Sam Tayeh - Wednesday, May 22, 2013

Aged care has been strictly rationed for years. In 2011, the Federal Government promulgated a “Living longer, living better” policy that promised to make a huge difference.

Unfortunately, some people believed it.

The first problem is that the policy deliberately refused any notion of entitlement.  That automatically means that not everyone who needs help will get it.  In 2012, about 24,000 applications were received for about 2,000 available aged care support packages.  That kind of rationing was one of the things that aged care providers asked to have ended and to have an automatic entitlement instead.  But the government refused.  So, we know, up front, that rationing will still occur.  You may be old and you may need support but if all the support packages have been taken, you will miss out.

Secondly, most of the increase in funding was promised for 2015/16 which was outside of the Forward Estimates period and so the Government didn’t need to show where the money was coming from.  Now we know that there will be no money unless it is cut from somewhere else.

A good example of what that might mean was the proposal by the Federal Government earlier in 2013 to pay a “bonus” to aged care workers and nurses to boost their wages and salaries. Unfortunately, the money was largely taken out of the funds intended to provide aged care support, i.e. workers would get paid more but fewer people would get funding for their support needs. The government also attached numerous conditions to the funding that would have driven many small rural aged care providers bankrupt, especially how much aged care agencies were to also pay staff.  As a result, many rural services are not applying for the funding so the Government basically saves money by not having to spend as much on providing support to old people or paying increased wages to aged care support staff. It’s a winner all round for Government but it sounded great.

The bottom line is that the Federal budget is in serious trouble and unless it can save money somewhere, it will not have the funds to meet the promises of the “Living longer, living better” policy.

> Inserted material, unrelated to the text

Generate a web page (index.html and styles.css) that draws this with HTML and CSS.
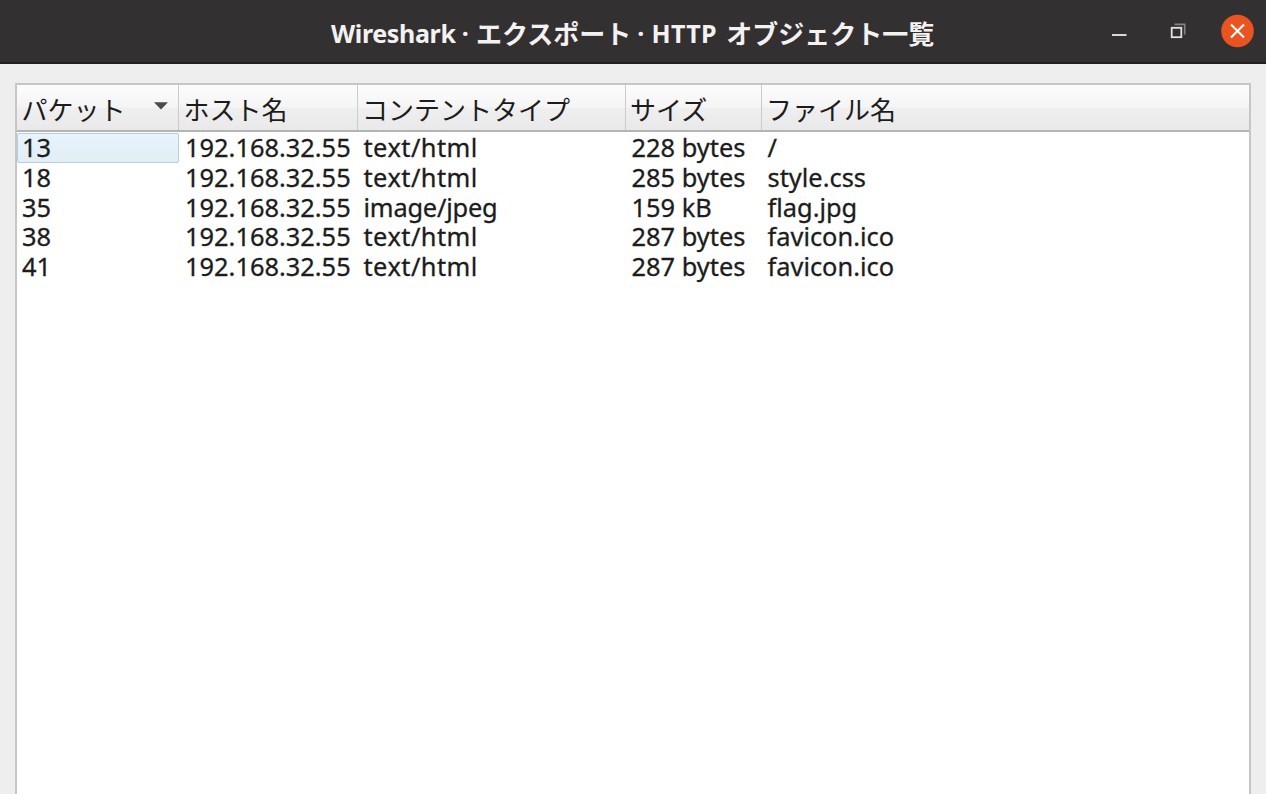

And, harking back to our article on disabilities, nobody over the age of 65, no matter how needy will receive support from the NDIS.  So, if you’re going to have a stroke or fall over and become disabled, please do it before you turn 65. Without the NDIS and with only an overstretched aged care support budget, things look fairly grim for our elderly citizens – despite their lifetime of work contributing to and building the society we now enjoy.